Luiz Inácio Lula da Silva used the G7 summit in Evian-les-Bains, France, to draw a hard line against Donald Trump, warning the U.S. president not to interfere in Brazil’s upcoming election. The confrontation unfolded after Trump’s remarks were read to Lula during a news conference, turning a diplomatic gathering into a public display of how quickly tensions between Brasília and Washington have sharpened.
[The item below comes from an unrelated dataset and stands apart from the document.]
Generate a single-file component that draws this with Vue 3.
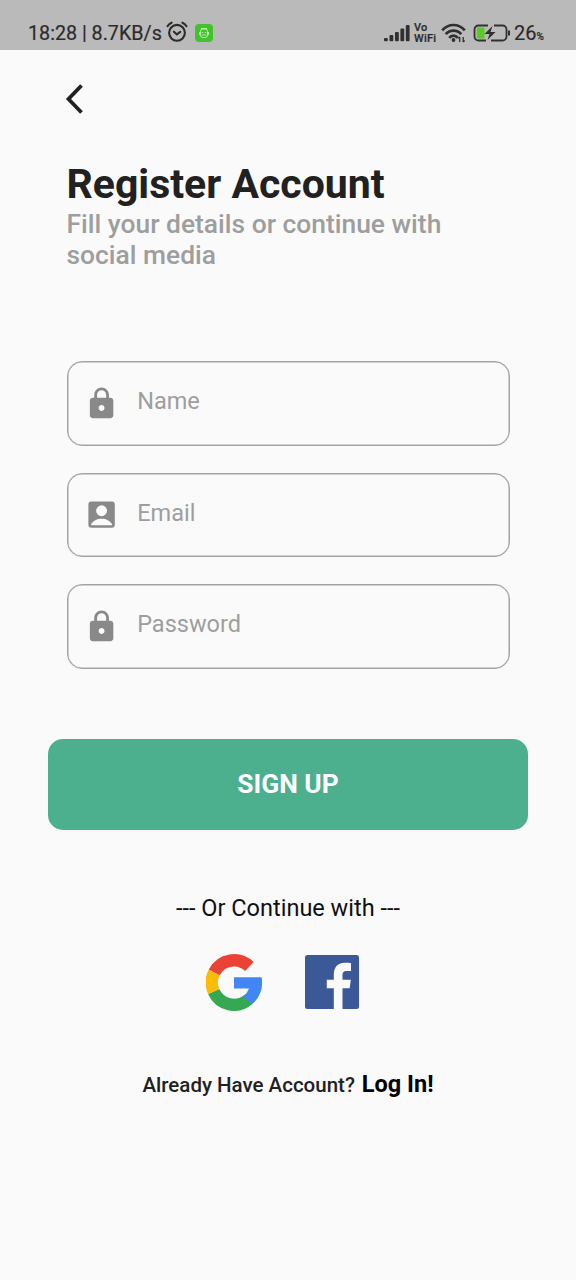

The clash went well beyond a personal dispute between two outspoken leaders. For Brazil, a U.S. president openly commenting on another country’s electoral future is a serious breach of diplomatic norms, especially when it comes alongside pressure over trade, legal cases and internal politics. Trump had described Brazil as “dangerous politically” and suggested officials wanted to arrest “Bolsonaro junior,” a comment that appeared to conflate members of former president Jair Bolsonaro’s family. Lula replied that Trump “doesn't know Brazil well” and said liking Bolsonaro and his relatives was Trump’s business, not his problem.

AI-generated illustration
AI-generated illustration

The political fight has been sharpened by Washington’s recent moves on trade and security. On June 1, the U.S. Trade Representative launched a Section 301 action on Brazil, saying policies tied to digital trade and electronic payment services, unfair preferential tariffs, anti-corruption enforcement, intellectual property protection, ethanol market access and illegal deforestation were unreasonable and burdened U.S. commerce. Reuters reported that the administration proposed a 25% tariff on many imports from Brazil. Just days earlier, on May 28, the State Department designated Comando Vermelho and Primeiro Comando da Capital as Specially Designated Global Terrorists and said it intended to classify both as Foreign Terrorist Organizations effective June 5.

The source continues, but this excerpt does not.